== Data shown ==
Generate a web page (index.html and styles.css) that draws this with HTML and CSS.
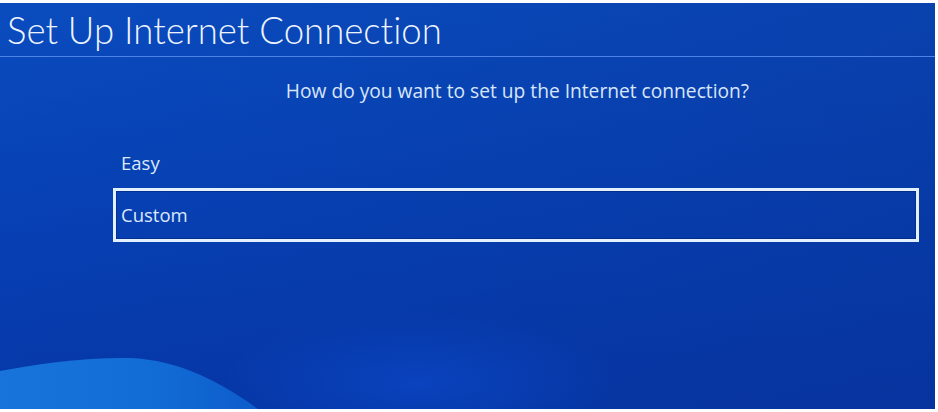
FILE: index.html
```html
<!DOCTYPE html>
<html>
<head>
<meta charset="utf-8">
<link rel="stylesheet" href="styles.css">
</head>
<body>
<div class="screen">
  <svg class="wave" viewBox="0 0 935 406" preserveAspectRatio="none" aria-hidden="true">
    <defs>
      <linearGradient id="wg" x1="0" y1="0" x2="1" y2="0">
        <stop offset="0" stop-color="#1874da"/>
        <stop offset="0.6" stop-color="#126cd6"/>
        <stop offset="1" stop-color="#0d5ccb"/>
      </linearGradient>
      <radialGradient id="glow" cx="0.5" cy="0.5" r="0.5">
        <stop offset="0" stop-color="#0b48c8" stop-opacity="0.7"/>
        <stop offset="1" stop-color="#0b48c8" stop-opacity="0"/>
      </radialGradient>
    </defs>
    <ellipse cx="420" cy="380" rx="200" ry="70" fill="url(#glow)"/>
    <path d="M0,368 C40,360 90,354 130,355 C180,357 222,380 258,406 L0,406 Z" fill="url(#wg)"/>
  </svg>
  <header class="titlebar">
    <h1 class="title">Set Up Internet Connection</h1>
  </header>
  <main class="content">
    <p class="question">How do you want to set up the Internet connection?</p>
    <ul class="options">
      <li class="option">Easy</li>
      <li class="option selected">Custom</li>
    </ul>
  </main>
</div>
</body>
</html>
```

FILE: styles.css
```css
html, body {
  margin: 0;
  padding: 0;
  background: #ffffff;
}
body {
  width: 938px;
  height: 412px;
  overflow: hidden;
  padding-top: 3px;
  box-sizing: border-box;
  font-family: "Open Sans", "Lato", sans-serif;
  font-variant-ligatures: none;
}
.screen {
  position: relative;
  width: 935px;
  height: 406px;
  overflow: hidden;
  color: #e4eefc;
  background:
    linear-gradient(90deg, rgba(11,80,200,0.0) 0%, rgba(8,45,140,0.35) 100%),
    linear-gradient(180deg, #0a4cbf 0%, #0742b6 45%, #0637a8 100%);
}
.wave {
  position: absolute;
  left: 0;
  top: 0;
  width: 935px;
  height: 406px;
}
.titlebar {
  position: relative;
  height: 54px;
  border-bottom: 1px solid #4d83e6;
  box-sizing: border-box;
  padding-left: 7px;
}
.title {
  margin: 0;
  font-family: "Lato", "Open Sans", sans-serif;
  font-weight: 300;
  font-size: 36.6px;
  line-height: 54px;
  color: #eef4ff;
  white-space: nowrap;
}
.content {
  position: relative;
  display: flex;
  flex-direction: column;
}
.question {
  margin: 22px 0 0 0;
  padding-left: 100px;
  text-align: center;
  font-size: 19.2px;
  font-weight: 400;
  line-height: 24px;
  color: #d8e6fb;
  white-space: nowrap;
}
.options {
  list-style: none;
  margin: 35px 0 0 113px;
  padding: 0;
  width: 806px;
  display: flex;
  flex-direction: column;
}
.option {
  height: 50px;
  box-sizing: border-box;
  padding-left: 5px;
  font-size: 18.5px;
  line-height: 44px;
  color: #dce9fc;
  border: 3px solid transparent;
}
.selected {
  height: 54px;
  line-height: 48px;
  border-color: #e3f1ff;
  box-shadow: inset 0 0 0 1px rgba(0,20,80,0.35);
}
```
===
▸ **Short exercise**
Copy all the data exactly as written, but skip any picture.

▸ **Answer**
Generate a web page (index.html and styles.css) that draws this with HTML and CSS.
FILE: index.html
```html
<!DOCTYPE html>
<html>
<head>
<meta charset="utf-8">
<link rel="stylesheet" href="styles.css">
</head>
<body>
<div class="screen">
  <svg class="wave" viewBox="0 0 935 406" preserveAspectRatio="none" aria-hidden="true">
    <defs>
      <linearGradient id="wg" x1="0" y1="0" x2="1" y2="0">
        <stop offset="0" stop-color="#1874da"/>
        <stop offset="0.6" stop-color="#126cd6"/>
        <stop offset="1" stop-color="#0d5ccb"/>
      </linearGradient>
      <radialGradient id="glow" cx="0.5" cy="0.5" r="0.5">
        <stop offset="0" stop-color="#0b48c8" stop-opacity="0.7"/>
        <stop offset="1" stop-color="#0b48c8" stop-opacity="0"/>
      </radialGradient>
    </defs>
    <ellipse cx="420" cy="380" rx="200" ry="70" fill="url(#glow)"/>
    <path d="M0,368 C40,360 90,354 130,355 C180,357 222,380 258,406 L0,406 Z" fill="url(#wg)"/>
  </svg>
  <header class="titlebar">
    <h1 class="title">Set Up Internet Connection</h1>
  </header>
  <main class="content">
    <p class="question">How do you want to set up the Internet connection?</p>
    <ul class="options">
      <li class="option">Easy</li>
      <li class="option selected">Custom</li>
    </ul>
  </main>
</div>
</body>
</html>
```

FILE: styles.css
```css
html, body {
  margin: 0;
  padding: 0;
  background: #ffffff;
}
body {
  width: 938px;
  height: 412px;
  overflow: hidden;
  padding-top: 3px;
  box-sizing: border-box;
  font-family: "Open Sans", "Lato", sans-serif;
  font-variant-ligatures: none;
}
.screen {
  position: relative;
  width: 935px;
  height: 406px;
  overflow: hidden;
  color: #e4eefc;
  background:
    linear-gradient(90deg, rgba(11,80,200,0.0) 0%, rgba(8,45,140,0.35) 100%),
    linear-gradient(180deg, #0a4cbf 0%, #0742b6 45%, #0637a8 100%);
}
.wave {
  position: absolute;
  left: 0;
  top: 0;
  width: 935px;
  height: 406px;
}
.titlebar {
  position: relative;
  height: 54px;
  border-bottom: 1px solid #4d83e6;
  box-sizing: border-box;
  padding-left: 7px;
}
.title {
  margin: 0;
  font-family: "Lato", "Open Sans", sans-serif;
  font-weight: 300;
  font-size: 36.6px;
  line-height: 54px;
  color: #eef4ff;
  white-space: nowrap;
}
.content {
  position: relative;
  display: flex;
  flex-direction: column;
}
.question {
  margin: 22px 0 0 0;
  padding-left: 100px;
  text-align: center;
  font-size: 19.2px;
  font-weight: 400;
  line-height: 24px;
  color: #d8e6fb;
  white-space: nowrap;
}
.options {
  list-style: none;
  margin: 35px 0 0 113px;
  padding: 0;
  width: 806px;
  display: flex;
  flex-direction: column;
}
.option {
  height: 50px;
  box-sizing: border-box;
  padding-left: 5px;
  font-size: 18.5px;
  line-height: 44px;
  color: #dce9fc;
  border: 3px solid transparent;
}
.selected {
  height: 54px;
  line-height: 48px;
  border-color: #e3f1ff;
  box-shadow: inset 0 0 0 1px rgba(0,20,80,0.35);
}
```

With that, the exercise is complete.